Despite the attractive risk/reward profile of mid caps, which feature more established customer bases and brands than their smaller-cap peers, investors tend to be under-allocated to the segment. To put this in perspective, investments in large-cap mutual funds and exchange-traded funds (ETFs) are about nine times greater than those in mid-cap mutual funds and ETFs.7 US mid-cap stocks (as measured by the S&P MidCap 400 Index) have outperformed their large-cap (as measured by the S&P 500 Index) and small-cap (as measured by the S&P Small Cap 600 Index) counterparts over the past three decades.8 In our analysis, many mid-sized companies hit the so-called “sweet spot” in that they feature a lower risk profile than small caps and faster growth prospects than large caps.
Exposure to mid-caps indexes also offer the added benefit of diversification. At the end of July, technology sector holdings comprised 29% of the Russell 1000 Index compared to just 13% in the Russell Midcap Index.9 And while utility companies were the best performers (+18% total returns) for the mid-cap index, they held the smallest sector weighting within large-cap benchmarks.

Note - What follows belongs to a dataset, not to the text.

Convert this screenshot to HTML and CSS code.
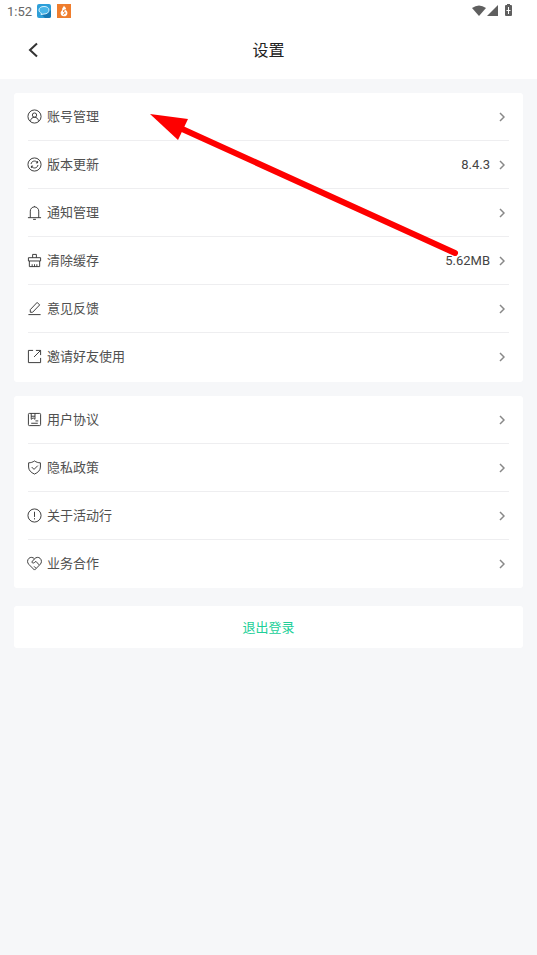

Beyond the market-cap criteria, we believe that multifactor strategies can target allocation and pursue stronger risk-adjusted returns for a smoother ride over the long term compared to traditional market-cap-based indexing. In our view, a forward-looking, rules-based index design that analyzes individual stock exposure against a well-vetted mix of factors—quality, value, momentum and low volatility—can serve as a middle ground between active and passive management. The process may provide exposure to high-quality companies at a reasonable price, while also potentially avoiding value traps.
As shown in the table below, quality-tilted and momentum stocks, which tend to show ongoing positive price trends, performed better than the broader market last year. The S&P MidCap 400 Quality Index and the S&P MidCap 400 Momentum Index, returned nearly 30% and 20.3%, respectively, for the year against the 16.4% gain for the overall S&P MidCap 400 Index.10 By comparison, the low volatility factor underperformed the most in 2023.
Exhibit 1: Differentiated Sources of Returns
The case for small caps
July’s broadened stock rally brings into view the market’s small-cap segment. That same month, the Russell 2000 Index of smaller stocks saw its largest outperformance over mega caps in decades, returning more than 10%, while the Nasdaq-100 Index lost 1.6%.11
Currently, at 15.1x forward earnings, the small-cap benchmark is trading at a discount to both its long-term average and the S&P 500’s forward price-earnings ratio of 20.4x.12 We believe that a multifactor approach to small caps, which we consider to be an attractive asset class, should be represented in diversified portfolios.
Stocks with value traits—which emphasize holdings that are inexpensive relative to their fundamentals—have underperformed in recent months and year-to-date through August 8, 2024, not only within the small-cap but also for the mid-cap segment. But zoom out further and we see that the Russell 2000 Value Index has outperformed the Russell 2000 Growth Index over the past 25 years by 1.82% on an annualized basis.13 In our opinion, anchoring quality-tilted stocks, marked by profitable companies with capital efficiency and momentum, together with value and low-volatility factors can hedge against risks.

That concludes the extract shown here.